> _Exercise requirements_
Give the number of lines below that contain "this", with no other output.

> _Data for processing_
· · · · · · ·

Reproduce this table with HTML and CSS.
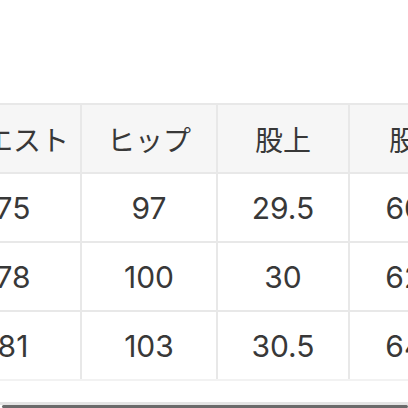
FILE: index.html
```html
<!DOCTYPE html>
<html lang="ja">
<head>
<meta charset="utf-8">
<link rel="stylesheet" href="styles.css">
</head>
<body>
<div class="page">
  <div class="spacer"></div>
  <table class="size">
    <colgroup>
      <col class="c1"><col class="c2"><col class="c3"><col class="c4">
    </colgroup>
    <thead>
      <tr><th>ウエスト</th><th>ヒップ</th><th>股上</th><th>股下</th></tr>
    </thead>
    <tbody>
      <tr><td>75</td><td>97</td><td>29.5</td><td>60.5</td></tr>
      <tr><td>78</td><td>100</td><td>30</td><td>62.5</td></tr>
      <tr><td>81</td><td>103</td><td>30.5</td><td>64.5</td></tr>
    </tbody>
  </table>
  <div class="scroll"><div class="track"></div><div class="thumb"></div></div>
</div>
</body>
</html>
```
FILE: styles.css
```css
html, body { margin: 0; padding: 0; background: #fff; }
.page {
  width: 408px;
  height: 408px;
  overflow: hidden;
  position: relative;
  font-family: "Noto Sans CJK JP", "Noto Sans", sans-serif;
  color: #383838;
}
.spacer { height: 103px; }
.size {
  border-collapse: collapse;
  margin-left: -56px;
  table-layout: fixed;
  width: 540px;
}
.c1 { width: 136px; }
.c2 { width: 136px; }
.c3 { width: 132px; }
.c4 { width: 136px; }
.size th, .size td {
  height: 67px;
  padding: 0;
  text-align: center;
  vertical-align: middle;
  border: 2px solid #e8e8e8;
  font-weight: normal;
  line-height: 1;
  white-space: nowrap;
}
.size th { background: #f6f6f6; font-size: 28px; }
.size td { font-family: Inter, "Noto Sans CJK JP", sans-serif; font-size: 30px; }
.size tbody tr:last-child td { border-bottom-color: #f2f2f2; }
.scroll {
  position: absolute;
  left: 0;
  right: 0;
  bottom: 0;
  height: 6px;
}
.track { height: 3px; background: #e4e4e4; }
.thumb { height: 3px; background: #6a6a6a; border-radius: 2px; margin-left: 2px; }
```
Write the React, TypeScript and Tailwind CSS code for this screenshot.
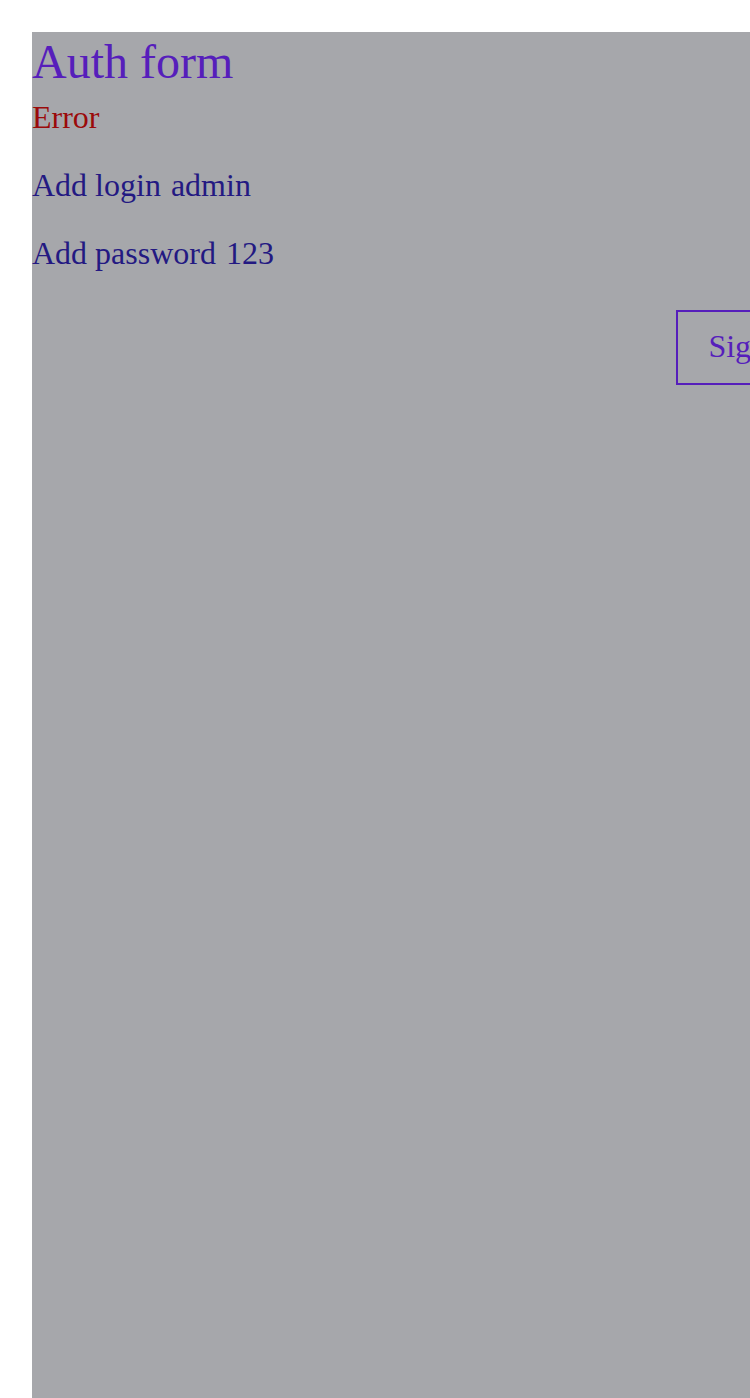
import { useState } from 'react';

const serif = { fontFamily: '"Liberation Serif", "Times New Roman", serif' };

export default function App() {
  const [login] = useState('admin');
  const [password] = useState('123');
  const [error] = useState('Error');

  return (
    <div className="h-screen w-screen overflow-hidden bg-white" style={serif}>
      <div className="ml-8 mt-8 flex min-h-screen w-[800px] flex-col bg-[#a6a7ab]">
        <h1 className="text-[48px] leading-[60px] text-[#561ebb]">Auth form</h1>

        {error && <p className="mt-[5px] text-[32px] leading-[40px] text-[#9b0a0a]">{error}</p>}

        {/* Fields */}
        <div className="mt-[28px] flex flex-col gap-[28px] text-[32px] leading-[40px] text-[#231982]">
          <div className="flex gap-[10px]">
            <span>Add login</span>
            <span>{login}</span>
          </div>
          <div className="flex gap-[10px]">
            <span>Add password</span>
            <span>{password}</span>
          </div>
        </div>

        <div className="mt-[37px] flex justify-end">
          <button className="border-2 border-[#561ebb] px-[30px] pb-[15px] pt-[12px] text-[32px] leading-[44px] text-[#561ebb]">
            Sign in
          </button>
        </div>
      </div>
    </div>
  );
}
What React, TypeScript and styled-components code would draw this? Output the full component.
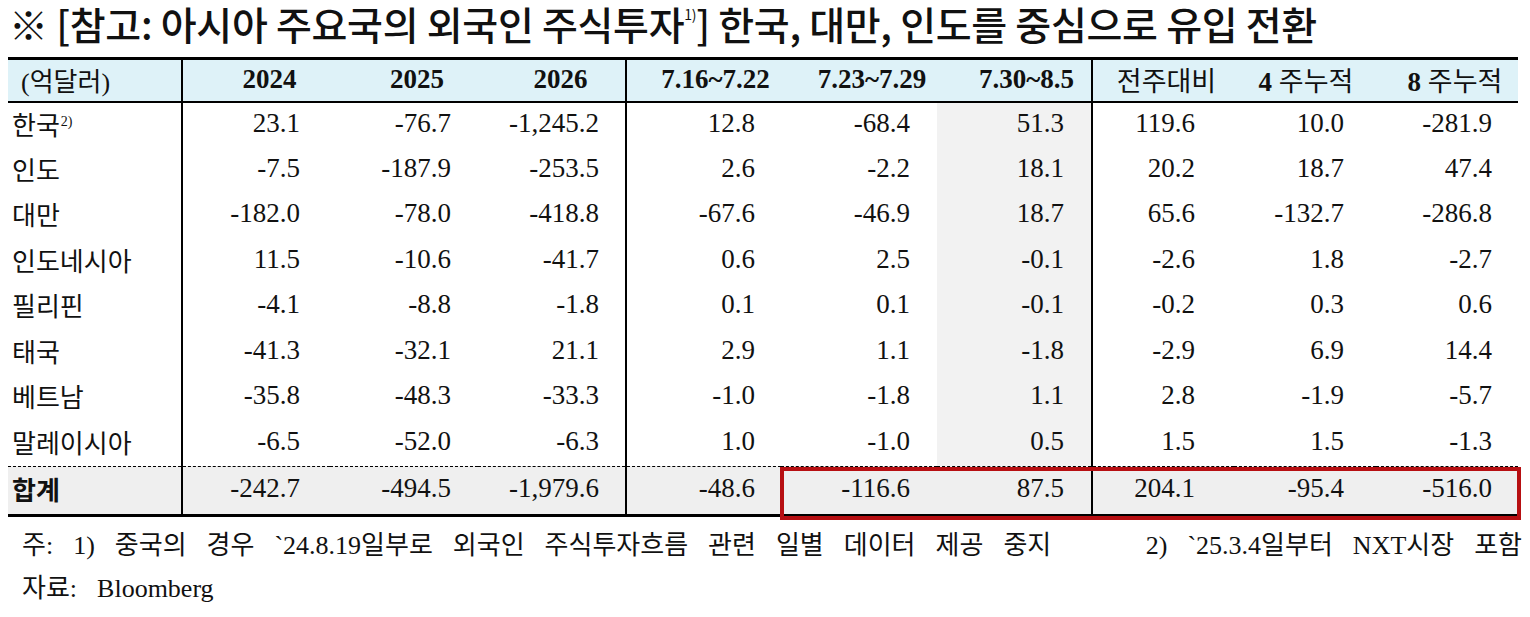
import styled, { createGlobalStyle } from 'styled-components';

const GlobalStyle = createGlobalStyle`
  html, body {
    margin: 0;
    padding: 0;
    background: #fff;
  }
  body {
    font-family: 'Liberation Serif', 'Noto Sans CJK KR', serif;
    color: #111;
  }
`;

type Col = {
  width: number;
  padRight: number;
  headPad: number;
  divider?: boolean;
  shaded?: boolean;
};

// widths add up to the 1510px table; paddings follow where the numbers sit in the source
const cols: Col[] = [
  { width: 174, padRight: 0, headPad: 0, divider: true },
  { width: 148, padRight: 30, headPad: 26 },
  { width: 148, padRight: 27, headPad: 26 },
  { width: 148, padRight: 26, headPad: 18, divider: true },
  { width: 155, padRight: 26, headPad: 23 },
  { width: 156, padRight: 27, headPad: 26 },
  { width: 155, padRight: 27, headPad: 25, divider: true, shaded: true },
  { width: 142, padRight: 39, headPad: 6 },
  { width: 142, padRight: 32, headPad: 2 },
  { width: 142, padRight: 26, headPad: 16 },
];

const rows: { name: string; note?: string; values: string[] }[] = [
  { name: '한국', note: '2)', values: ['23.1', '-76.7', '-1,245.2', '12.8', '-68.4', '51.3', '119.6', '10.0', '-281.9'] },
  { name: '인도', values: ['-7.5', '-187.9', '-253.5', '2.6', '-2.2', '18.1', '20.2', '18.7', '47.4'] },
  { name: '대만', values: ['-182.0', '-78.0', '-418.8', '-67.6', '-46.9', '18.7', '65.6', '-132.7', '-286.8'] },
  { name: '인도네시아', values: ['11.5', '-10.6', '-41.7', '0.6', '2.5', '-0.1', '-2.6', '1.8', '-2.7'] },
  { name: '필리핀', values: ['-4.1', '-8.8', '-1.8', '0.1', '0.1', '-0.1', '-0.2', '0.3', '0.6'] },
  { name: '태국', values: ['-41.3', '-32.1', '21.1', '2.9', '1.1', '-1.8', '-2.9', '6.9', '14.4'] },
  { name: '베트남', values: ['-35.8', '-48.3', '-33.3', '-1.0', '-1.8', '1.1', '2.8', '-1.9', '-5.7'] },
  { name: '말레이시아', values: ['-6.5', '-52.0', '-6.3', '1.0', '-1.0', '0.5', '1.5', '1.5', '-1.3'] },
];

const total = ['-242.7', '-494.5', '-1,979.6', '-48.6', '-116.6', '87.5', '204.1', '-95.4', '-516.0'];

function App() {
  return (
    <Page>
      <GlobalStyle />
      <Title>
        ※ [참고: 아시아 주요국의 외국인 주식투자<TitleSup>1)</TitleSup>] 한국, 대만, 인도를 중심으로 유입 전환
      </Title>

      <TableWrap>
        <Sheet>
          <colgroup>
            {cols.map((c, i) => (
              <col key={i} style={{ width: c.width }} />
            ))}
          </colgroup>
          <thead>
            <HeadRow>
              <UnitCell $divider>(억달러)</UnitCell>
              <HeadCell $pad={cols[1].headPad}>2024</HeadCell>
              <HeadCell $pad={cols[2].headPad}>2025</HeadCell>
              <HeadCell $pad={cols[3].headPad} $divider>2026</HeadCell>
              <HeadCell $pad={cols[4].headPad}>7.16~7.22</HeadCell>
              <HeadCell $pad={cols[5].headPad}>7.23~7.29</HeadCell>
              <HeadCell $pad={cols[6].headPad} $divider>7.30~8.5</HeadCell>
              <HeadCell $pad={cols[7].headPad} $plain>전주대비</HeadCell>
              <HeadCell $pad={cols[8].headPad} $plain>
                <b>4</b> 주누적
              </HeadCell>
              <HeadCell $pad={cols[9].headPad} $plain>
                <b>8</b> 주누적
              </HeadCell>
            </HeadRow>
          </thead>
          <tbody>
            {rows.map((r) => (
              <BodyRow key={r.name}>
                <LabelCell $divider>
                  {r.name}
                  {r.note && <LabelSup>{r.note}</LabelSup>}
                </LabelCell>
                {r.values.map((v, i) => {
                  const c = cols[i + 1];
                  return (
                    <NumCell key={i} $pad={c.padRight} $divider={c.divider} $shaded={c.shaded}>
                      {v}
                    </NumCell>
                  );
                })}
              </BodyRow>
            ))}
            <TotalRow>
              <LabelCell $divider $bold>합계</LabelCell>
              {total.map((v, i) => {
                const c = cols[i + 1];
                return (
                  <NumCell key={i} $pad={c.padRight} $divider={c.divider}>
                    {v}
                  </NumCell>
                );
              })}
            </TotalRow>
          </tbody>
        </Sheet>
        <Highlight />
      </TableWrap>

      <Notes>
        <NoteLine>
          <span>주: 1) 중국의 경우 `24.8.19일부로 외국인 주식투자흐름 관련 일별 데이터 제공 중지</span>
          <span>2) `25.3.4일부터 NXT시장 포함</span>
        </NoteLine>
        <NoteLine>
          <span>자료: Bloomberg</span>
        </NoteLine>
      </Notes>
    </Page>
  );
}

const Page = styled.div`
  width: 1530px;
  height: 617px;
  overflow: hidden;
  background: #fff;
`;

const Title = styled.h1`
  margin: 0;
  height: 57px;
  padding-left: 9px;
  font-family: 'Noto Sans CJK KR', sans-serif;
  font-weight: 500;
  font-size: 39px;
  line-height: 28px;
  letter-spacing: -0.3px;
  color: #111;
  white-space: nowrap;
`;

const TitleSup = styled.span`
  font-size: 14px;
  vertical-align: 20px;
  font-weight: 400;
`;

const TableWrap = styled.div`
  position: relative;
  width: 1510px;
  margin-left: 8px;
`;

const Sheet = styled.table`
  width: 1510px;
  border-collapse: collapse;
  table-layout: fixed;
  border-top: 3px solid #000;
  border-bottom: 3px solid #000;
  font-size: 27px;
`;

const HeadRow = styled.tr`
  height: 43px;
  background: #def2f8;
  border-bottom: 2px solid #000;
`;

const HeadCell = styled.th<{ $pad: number; $divider?: boolean; $plain?: boolean }>`
  padding: 0 0 2px ${(p) => p.$pad}px;
  text-align: center;
  font-weight: ${(p) => (p.$plain ? 400 : 700)};
  white-space: nowrap;
  border-right: ${(p) => (p.$divider ? '2px solid #000' : 'none')};

  b {
    font-weight: 700;
  }
`;

const UnitCell = styled.th<{ $divider?: boolean }>`
  padding: 0 0 2px 13px;
  text-align: left;
  font-weight: 400;
  font-size: 26px;
  white-space: nowrap;
  border-right: ${(p) => (p.$divider ? '2px solid #000' : 'none')};
`;

const BodyRow = styled.tr`
  height: 45.5px;
`;

const TotalRow = styled.tr`
  height: 49px;
  background: #efefef;
  border-top: 1px dashed #000;
`;

const LabelCell = styled.td<{ $divider?: boolean; $bold?: boolean }>`
  padding: 0 0 4px 4px;
  font-size: 26px;
  font-weight: ${(p) => (p.$bold ? 700 : 400)};
  white-space: nowrap;
  border-right: ${(p) => (p.$divider ? '2px solid #000' : 'none')};
`;

const LabelSup = styled.span`
  font-size: 14px;
  vertical-align: 9px;
  margin-left: 1px;
`;

const NumCell = styled.td<{ $pad: number; $divider?: boolean; $shaded?: boolean }>`
  padding: 0 ${(p) => p.$pad}px 4px 0;
  text-align: right;
  white-space: nowrap;
  background: ${(p) => (p.$shaded ? '#f2f2f2' : 'transparent')};
  border-right: ${(p) => (p.$divider ? '2px solid #000' : 'none')};
`;

const Highlight = styled.div`
  position: absolute;
  left: 772px;
  top: 410px;
  width: 741px;
  height: 53px;
  box-sizing: border-box;
  border: 4px solid #b70f12;
  pointer-events: none;
`;

const Notes = styled.div`
  padding: 7px 8px 0 22px;
`;

const NoteLine = styled.div`
  display: flex;
  justify-content: space-between;
  font-size: 26px;
  line-height: 43px;
  word-spacing: 13.5px;
  white-space: nowrap;
  color: #111;
`;

export default App;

· · · · · · ·

> _Expected answer_
3